Também não seria necessária uma tremenda mão-de-obra para conseguir operar uma rede de segurança modesta de 40 a 50 câmeras. “Uma equipe de alguns membros do cartel se passando por funcionários públicos instalaria essa rede dentro de uma ou duas semanas”, afirmou Bunker. Segundo ele, o sistema poderia ser “relativamente autossuficiente” assim que os requisitos de energia fossem supridos pela instalação direta na fonte de alimentação do poste ou por meio de painéis solares conectados a sistemas de baterias reservas.
No fim, Bunker afirmou que um sistema de segurança em operação total como o descoberto em Reynosa exigiria algo como meia dúzia de engenheiros do cartel. “Se dois membros do cartel forem designados para monitorar as câmeras em um turno de oito horas”, ele afirmou, “então, no mínimo, seis funcionários rotativos são exigidos para monitorar essas câmeras e cumprir as demais tarefas de inteligência e do centro de operações do cartel.”
Ainda não está claro que grupo criminoso está por trás do aparato de segurança em Reynosa. Em sua declaração, a polícia estadual de Tamaulipas se recusou a revelar o nome do grupo criminoso responsável pela operação de contravigilância. Mas há um motivo para suspeitar, com base no fuga territorial de cartéis no México, que se trata de um trabalho do Cartel do Golfo, um grupo criminoso que domina a região de Tamaulipas. Acredita-se que o grupo está conectado a um surto de sequestros suspeitos que visaram especialistas em telecomunicações. Eles teriam sido forçados a construir redes de rádio ocultas para os cartéis.

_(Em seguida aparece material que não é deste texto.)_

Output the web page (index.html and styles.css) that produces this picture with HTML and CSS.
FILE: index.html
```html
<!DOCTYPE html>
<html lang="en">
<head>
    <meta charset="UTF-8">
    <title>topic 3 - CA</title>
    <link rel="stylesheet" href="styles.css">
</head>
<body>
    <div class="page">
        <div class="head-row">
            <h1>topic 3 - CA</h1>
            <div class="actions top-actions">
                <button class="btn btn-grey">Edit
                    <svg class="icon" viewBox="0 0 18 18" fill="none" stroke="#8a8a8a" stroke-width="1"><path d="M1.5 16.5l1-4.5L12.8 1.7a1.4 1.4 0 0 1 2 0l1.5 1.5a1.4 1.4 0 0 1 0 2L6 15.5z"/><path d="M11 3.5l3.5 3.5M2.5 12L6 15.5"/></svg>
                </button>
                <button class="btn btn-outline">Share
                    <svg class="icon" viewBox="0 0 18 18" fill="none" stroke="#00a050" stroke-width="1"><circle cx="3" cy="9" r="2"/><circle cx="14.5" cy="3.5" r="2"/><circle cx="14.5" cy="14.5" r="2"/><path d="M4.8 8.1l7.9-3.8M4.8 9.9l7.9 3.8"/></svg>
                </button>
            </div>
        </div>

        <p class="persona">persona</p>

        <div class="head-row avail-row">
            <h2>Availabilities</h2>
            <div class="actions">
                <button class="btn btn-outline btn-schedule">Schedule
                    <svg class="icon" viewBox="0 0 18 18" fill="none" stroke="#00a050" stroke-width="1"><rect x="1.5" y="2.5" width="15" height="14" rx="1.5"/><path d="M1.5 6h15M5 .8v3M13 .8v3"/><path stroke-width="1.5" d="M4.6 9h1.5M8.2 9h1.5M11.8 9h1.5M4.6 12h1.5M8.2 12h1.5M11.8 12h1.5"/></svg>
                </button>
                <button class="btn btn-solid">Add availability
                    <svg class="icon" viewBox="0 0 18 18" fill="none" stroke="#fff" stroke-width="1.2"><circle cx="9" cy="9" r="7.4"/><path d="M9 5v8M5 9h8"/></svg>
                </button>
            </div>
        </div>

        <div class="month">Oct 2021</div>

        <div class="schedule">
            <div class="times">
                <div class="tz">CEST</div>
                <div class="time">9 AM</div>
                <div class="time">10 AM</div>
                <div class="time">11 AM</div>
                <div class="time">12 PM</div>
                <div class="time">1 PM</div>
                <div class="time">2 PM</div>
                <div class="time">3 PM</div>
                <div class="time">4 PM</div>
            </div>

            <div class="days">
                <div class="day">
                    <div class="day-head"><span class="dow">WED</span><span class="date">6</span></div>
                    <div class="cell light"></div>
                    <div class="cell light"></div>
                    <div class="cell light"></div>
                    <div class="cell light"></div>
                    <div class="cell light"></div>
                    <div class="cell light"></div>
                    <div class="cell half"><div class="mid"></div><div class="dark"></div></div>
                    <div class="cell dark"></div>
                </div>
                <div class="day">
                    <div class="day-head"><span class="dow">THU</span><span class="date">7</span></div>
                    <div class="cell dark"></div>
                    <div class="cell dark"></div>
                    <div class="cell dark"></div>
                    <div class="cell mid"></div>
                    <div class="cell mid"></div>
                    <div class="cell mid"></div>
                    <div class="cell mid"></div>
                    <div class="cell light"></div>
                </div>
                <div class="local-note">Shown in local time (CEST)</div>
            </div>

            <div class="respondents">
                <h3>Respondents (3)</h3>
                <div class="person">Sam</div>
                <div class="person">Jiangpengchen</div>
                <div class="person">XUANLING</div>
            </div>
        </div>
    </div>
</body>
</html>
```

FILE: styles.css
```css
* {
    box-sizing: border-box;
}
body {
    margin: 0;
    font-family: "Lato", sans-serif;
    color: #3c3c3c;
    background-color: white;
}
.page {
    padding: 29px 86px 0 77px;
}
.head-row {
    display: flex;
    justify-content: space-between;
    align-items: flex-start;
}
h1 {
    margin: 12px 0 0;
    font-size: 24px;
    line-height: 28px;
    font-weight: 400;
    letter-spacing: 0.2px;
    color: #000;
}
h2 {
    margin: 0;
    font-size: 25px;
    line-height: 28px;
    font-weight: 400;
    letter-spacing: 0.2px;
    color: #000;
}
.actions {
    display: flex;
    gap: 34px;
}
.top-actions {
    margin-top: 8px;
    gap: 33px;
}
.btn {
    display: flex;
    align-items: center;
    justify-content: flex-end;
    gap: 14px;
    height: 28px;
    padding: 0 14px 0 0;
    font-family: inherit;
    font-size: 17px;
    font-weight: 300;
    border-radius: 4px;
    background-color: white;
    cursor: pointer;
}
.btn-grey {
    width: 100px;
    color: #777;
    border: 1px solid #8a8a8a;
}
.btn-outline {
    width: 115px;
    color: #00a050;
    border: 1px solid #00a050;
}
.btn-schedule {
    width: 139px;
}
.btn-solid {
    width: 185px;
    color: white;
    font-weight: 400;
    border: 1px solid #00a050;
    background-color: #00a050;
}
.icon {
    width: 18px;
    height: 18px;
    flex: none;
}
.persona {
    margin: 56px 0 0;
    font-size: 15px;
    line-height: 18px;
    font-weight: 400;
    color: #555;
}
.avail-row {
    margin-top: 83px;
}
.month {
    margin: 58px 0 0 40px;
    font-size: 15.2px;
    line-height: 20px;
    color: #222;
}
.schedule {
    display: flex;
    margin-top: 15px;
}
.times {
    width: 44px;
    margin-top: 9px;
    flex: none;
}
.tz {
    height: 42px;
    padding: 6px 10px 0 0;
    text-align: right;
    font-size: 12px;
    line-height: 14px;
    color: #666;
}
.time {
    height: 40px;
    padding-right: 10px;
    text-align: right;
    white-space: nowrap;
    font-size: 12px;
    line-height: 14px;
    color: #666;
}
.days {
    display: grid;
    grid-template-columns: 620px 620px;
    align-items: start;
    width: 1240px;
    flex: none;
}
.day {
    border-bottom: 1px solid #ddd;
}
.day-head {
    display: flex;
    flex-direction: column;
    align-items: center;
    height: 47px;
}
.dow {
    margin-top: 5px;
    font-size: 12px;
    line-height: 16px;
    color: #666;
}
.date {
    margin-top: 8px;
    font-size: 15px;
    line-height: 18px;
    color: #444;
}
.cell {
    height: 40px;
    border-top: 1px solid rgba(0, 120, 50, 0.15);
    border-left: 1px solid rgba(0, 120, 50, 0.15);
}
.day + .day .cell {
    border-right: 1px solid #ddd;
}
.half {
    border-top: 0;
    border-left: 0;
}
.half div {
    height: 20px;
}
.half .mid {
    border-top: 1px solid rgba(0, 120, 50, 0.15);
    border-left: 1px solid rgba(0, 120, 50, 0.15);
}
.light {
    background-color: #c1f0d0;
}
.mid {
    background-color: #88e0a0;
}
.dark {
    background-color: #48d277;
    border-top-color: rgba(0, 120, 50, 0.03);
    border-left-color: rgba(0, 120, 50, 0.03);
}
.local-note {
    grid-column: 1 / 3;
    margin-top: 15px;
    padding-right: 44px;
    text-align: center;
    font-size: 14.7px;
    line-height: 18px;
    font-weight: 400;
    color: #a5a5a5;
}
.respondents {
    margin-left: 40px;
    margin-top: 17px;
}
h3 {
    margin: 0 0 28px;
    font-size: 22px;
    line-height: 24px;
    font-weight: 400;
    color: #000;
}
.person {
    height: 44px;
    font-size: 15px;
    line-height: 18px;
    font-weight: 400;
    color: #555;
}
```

Independentemente de quem está por trás da rede, Bunker afirmou que “faria mais sentido se as câmeras Wi-Fi fossem acessadas por centros de monitoramento em algum ponto da cidade de Reynosa, tais como prédios industriais não descritos anteriormente, sem qualquer atividade criminosa associada a eles.”
Se de fato,foi o Golfo, Bunker disse que os Ciclones, a facção de inteligência e controle de comando do Golfo, com base em Reynosa, são os únicos que compartilham a rede de câmeras de segurança.

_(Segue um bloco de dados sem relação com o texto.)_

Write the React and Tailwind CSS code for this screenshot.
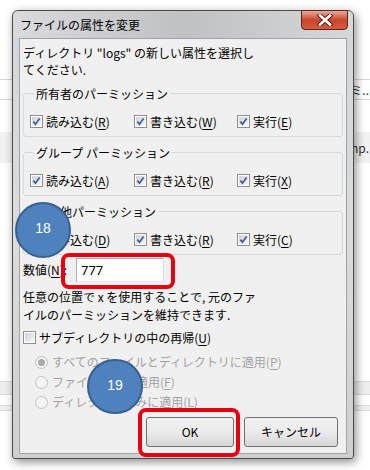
import React from 'react';

const jp = "font-['Noto_Sans_CJK_JP','Noto_Sans_CJK_SC',sans-serif]";

function Check({ checked }) {
    return (
        <span className="w-[13px] h-[13px] border border-[#8e8f8f] bg-white p-[1px] flex shrink-0">
            <span className="flex-1 bg-gradient-to-br from-[#cfd2d7] to-[#f7f7f7] flex items-center justify-center">
                {checked && (
                    <svg width="9" height="9" viewBox="0 0 9 9">
                        <path d="M1.4 4.6 L3.5 7.2 L7.6 1.4" stroke="#3c5a96" strokeWidth="1.7" fill="none" />
                    </svg>
                )}
            </span>
        </span>
    );
}

function Radio({ selected }) {
    return (
        <span className="w-[13px] h-[13px] rounded-full border border-[#c2c2c2] bg-[#f4f4f4] flex items-center justify-center shrink-0">
            {selected && <span className="w-[7px] h-[7px] rounded-full bg-[#a8a8a8]" />}
        </span>
    );
}

function Key({ k }) {
    return <>(<span className="underline underline-offset-2">{k}</span>)</>;
}

function Item({ label, k, w }) {
    return (
        <label className={`flex items-center gap-[3px] h-[17px] ${w}`}>
            <Check checked />
            <span>{label}<Key k={k} /></span>
        </label>
    );
}

function Group({ title, items }) {
    return (
        <fieldset className="border border-[#d5d9dd] rounded-[3px] mx-0 px-[6px] pt-[11px] pb-[6px] mt-[7px] first:mt-[6px]">
            <legend className="ml-[4px] px-[2px] leading-[17px]">{title}</legend>
            <div className="flex">
                <Item label={items[0][0]} k={items[0][1]} w="w-[104px]" />
                <Item label={items[1][0]} k={items[1][1]} w="w-[103px]" />
                <Item label={items[2][0]} k={items[2][1]} w="" />
            </div>
        </fieldset>
    );
}

function Backdrop() {
    return (
        <div className={`flex flex-col text-[12px] text-[#333] ${jp}`}>
            <div className="h-[79px]" />
            <div className="h-[21px] border-y border-[#d6d6d6] flex justify-end items-center overflow-hidden">
                <span className="whitespace-nowrap pr-[1px]">パーミ..</span>
            </div>
            <div className="h-[32px]" />
            <div className="h-[31px] bg-[#f1f1f1] flex justify-end items-center overflow-hidden">
                <span className="whitespace-nowrap pr-[1px]">tmp.</span>
            </div>
            <div className="h-[218px]" />
            <div className="h-[14px] bg-[#eeeeee] border-y border-[#dadada]" />
            <div className="h-[10px]" />
            <div className="h-[6px] bg-[#f0f0f0] border-y border-[#dddddd]" />
        </div>
    );
}

export default function App() {
    return (
        <div className="relative w-[370px] h-[470px] bg-white overflow-hidden">
            <Backdrop />

            {/* dialog window */}
            <div className="absolute left-[12px] top-[10px] w-[342px] h-[449px] box-border border border-[#4b4b4b] rounded-t-[6px] rounded-b-[3px] bg-gradient-to-b from-[#d3d6d9] via-[#dcdcdc] to-[#cfcfcf] shadow-[2px_3px_10px_rgba(0,0,0,0.45)] flex flex-col">
                <div className="h-[27px] flex justify-between items-start shrink-0 rounded-t-[6px] bg-gradient-to-r from-[#d9dadb] via-[#bfc1c3] to-[#d6d7d8]">
                    <span className={`self-center pl-[7px] text-[12px] text-black ${jp}`}>ファイルの属性を変更</span>
                    <div className="-mt-[1px] mr-[5px] w-[47px] h-[20px] rounded-b-[4px] border border-[#5e2416] bg-gradient-to-b from-[#e9a899] via-[#c8442c] to-[#d65c3f] flex items-center justify-center">
                        <svg width="16" height="12" viewBox="0 0 16 12">
                            <path d="M3 1.5 L13 10.5 M13 1.5 L3 10.5" stroke="#4a1a10" strokeWidth="4.4" strokeLinecap="square" />
                            <path d="M3 1.5 L13 10.5 M13 1.5 L3 10.5" stroke="#ffffff" strokeWidth="2.6" strokeLinecap="square" />
                        </svg>
                    </div>
                </div>

                <div className={`mx-[6px] h-[416px] shrink-0 box-border border border-[#9ea3a8] bg-[#f0f0f0] px-[3px] text-[12px] text-black ${jp} flex flex-col`}>
                    <p className="pt-[5px] leading-[17px]">
                        ディレクトリ "logs" の新しい属性を選択し<br />てください.
                    </p>

                    <Group title="所有者のパーミッション" items={[['読み込む', 'R'], ['書き込む', 'W'], ['実行', 'E']]} />
                    <Group title="グループ パーミッション" items={[['読み込む', 'A'], ['書き込む', 'R'], ['実行', 'X']]} />
                    <Group title="その他パーミッション" items={[['読み込む', 'D'], ['書き込む', 'R'], ['実行', 'C']]} />

                    <div className="flex items-center h-[24px] mt-[3px]">
                        <span className="w-[53px]">数値<Key k="N" />:</span>
                        <input
                            readOnly
                            value="777"
                            className="w-[88px] h-[24px] box-border border border-[#abadb3] border-b-[#e3e9ef] border-r-[#dbdfe6] bg-white px-[4px] text-[13px] outline-none font-['Noto_Sans','Liberation_Sans',sans-serif]"
                        />
                    </div>

                    <p className="mt-[6px] leading-[18px]">
                        任意の位置で x を使用することで, 元のファ<br />イルのパーミッションを維持できます.
                    </p>

                    <label className="flex items-center gap-[3px] h-[17px] mt-[5px]">
                        <Check />
                        <span>サブディレクトリの中の再帰<Key k="U" /></span>
                    </label>

                    <div className="mt-[6px] pl-[12px] flex flex-col text-[#a2a2a2]">
                        <div className="flex items-center gap-[4px] h-[20px]">
                            <Radio selected />
                            <span>すべてのファイルとディレクトリに適用<Key k="P" /></span>
                        </div>
                        <div className="flex items-center gap-[4px] h-[20px]">
                            <Radio />
                            <span>ファイルのみに適用<Key k="F" /></span>
                        </div>
                        <div className="flex items-center gap-[4px] h-[20px]">
                            <Radio />
                            <span>ディレクトリのみに適用<Key k="L" /></span>
                        </div>
                    </div>

                    <div className="mt-[5px] pr-[5px] flex justify-end gap-[10px]">
                        <button className="w-[88px] h-[30px] rounded-[3px] border border-[#707070] bg-gradient-to-b from-[#f2f2f2] via-[#ebebeb] to-[#d6d6d6] text-[12px]">OK</button>
                        <button className="w-[94px] h-[30px] rounded-[3px] border border-[#707070] bg-gradient-to-b from-[#f2f2f2] via-[#ebebeb] to-[#d6d6d6] text-[12px]">キャンセル</button>
                    </div>
                </div>
            </div>

            {/* annotations */}
            <div className="absolute left-[61px] top-[253px] w-[114px] h-[36px] border-[4px] border-[#e50012] rounded-[8px]" />
            <div className="absolute left-[138px] top-[408px] w-[102px] h-[49px] border-[4px] border-[#e50012] rounded-[8px]" />

            <div className="absolute left-[15px] top-[202px] w-[56px] h-[56px] rounded-full bg-[#4f81bd] border-2 border-[#36608f] flex items-center justify-center pb-[4px] text-white text-[14px] font-['Liberation_Sans',sans-serif]">18</div>
            <div className="absolute left-[87px] top-[359px] w-[56px] h-[55px] rounded-full bg-[#4f81bd] border-2 border-[#36608f] flex items-center justify-center pb-[3px] text-white text-[14px] font-['Liberation_Sans',sans-serif]">19</div>
        </div>
    );
}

“Esse centro de inteligência e operações, que tudo indica se tratar dos Ciclones, estaria conectado às câmeras Wi-Fi somente pelos endereços de IP por meio de um sistema de criptografia e tornado anônimo para propósitos de segurança operacional”, afirmou.
Pode-se assumir que a rede conseguida por eles foi bastante vasta. Consta que tinha capacidade para monitorar 52 locais de “grande impacto” antes que sua rede de câmeras fosse desativada, de acordo com o El Universal.

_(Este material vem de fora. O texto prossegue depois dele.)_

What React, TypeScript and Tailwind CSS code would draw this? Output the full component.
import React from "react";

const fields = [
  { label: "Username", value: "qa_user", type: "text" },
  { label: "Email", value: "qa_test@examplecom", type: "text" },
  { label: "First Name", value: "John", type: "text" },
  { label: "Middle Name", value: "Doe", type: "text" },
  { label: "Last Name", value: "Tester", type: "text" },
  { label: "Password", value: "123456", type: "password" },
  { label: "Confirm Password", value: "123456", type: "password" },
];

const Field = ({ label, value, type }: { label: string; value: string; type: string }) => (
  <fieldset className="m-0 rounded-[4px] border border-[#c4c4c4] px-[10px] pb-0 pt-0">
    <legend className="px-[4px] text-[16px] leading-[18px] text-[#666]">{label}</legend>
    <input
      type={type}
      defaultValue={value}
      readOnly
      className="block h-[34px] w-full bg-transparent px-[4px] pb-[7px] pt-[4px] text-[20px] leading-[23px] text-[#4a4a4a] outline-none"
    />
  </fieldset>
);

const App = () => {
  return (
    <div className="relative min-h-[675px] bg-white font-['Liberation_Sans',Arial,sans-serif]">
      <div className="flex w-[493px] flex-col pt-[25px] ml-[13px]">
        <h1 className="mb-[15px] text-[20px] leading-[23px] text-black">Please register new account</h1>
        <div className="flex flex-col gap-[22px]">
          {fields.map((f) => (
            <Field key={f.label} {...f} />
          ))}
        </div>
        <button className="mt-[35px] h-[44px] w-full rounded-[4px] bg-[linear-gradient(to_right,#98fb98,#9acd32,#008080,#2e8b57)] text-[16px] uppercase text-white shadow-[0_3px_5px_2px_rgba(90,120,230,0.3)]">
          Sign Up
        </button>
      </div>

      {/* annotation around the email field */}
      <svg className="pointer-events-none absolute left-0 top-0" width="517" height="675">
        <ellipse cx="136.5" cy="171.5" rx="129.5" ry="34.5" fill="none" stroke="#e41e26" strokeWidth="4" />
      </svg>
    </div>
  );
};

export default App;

Alguns desses locais, tais como subdivisões, shopping centers e grandes estradas da cidade eram civis. A maioria dos locais dizia respeito a estações militares e da polícia, e vários edifícios do governo, incluindo o escritório do procurador geral. Em Colonia Las Fuentes, cidade vizinha de Reynosa, as autoridades encontraram um agrupamento de cinco pontos de vigilância, cada um com cinco câmeras, que continham um dispositivo que, afirma o El Universal, permitia que um operador manipulasse várias câmeras de modo simultâneo.
A contravigilância não é novidade em meio ao crime organizado mexicano. Vigilantes do cartel, conhecidos como “halcónes”, os falcões, são conhecidos por usar uma combinação de tecnologia de espionagem que vai de walkie-talkies criptografados de uso militar a binóculos fabricados em série, para se manter à frente da patrulha da fronteira no deserto. A mesma luta de contravigilância ocorre no interior do país, com câmeras escondidas conectadas à internet examinando a inteligência estratégica e acionável. O papel de Big Brother do Big Brother é extenso.
“Sei que há histórias de cartéis no México que sequestram técnicos e engenheiros para trabalhar em redes elaboradas”, diz Duncan Tucker, jornalista freelancer e colaborador ocasional para a VICE News em Guadalajara. “Mas nunca ouvi falar de uma rede de câmeras de segurança sofisticada como essa.”
Uma rede criminosa de câmeras de segurança por toda a cidade pode ser a primeira no cartel mexicano. É, e será, nada além do progresso lógico de um aparato oculto de vigilância em um looping infinito de observadores observando os observadores.
“Faz todo o sentido, e demonstra a ingenuidade dos cartéis”, Bunker afirmou. “Se as autoridades podem usar esses sistemas de câmera para monitorar a atividade em uma cidade, por que o crime organizado também não pode?”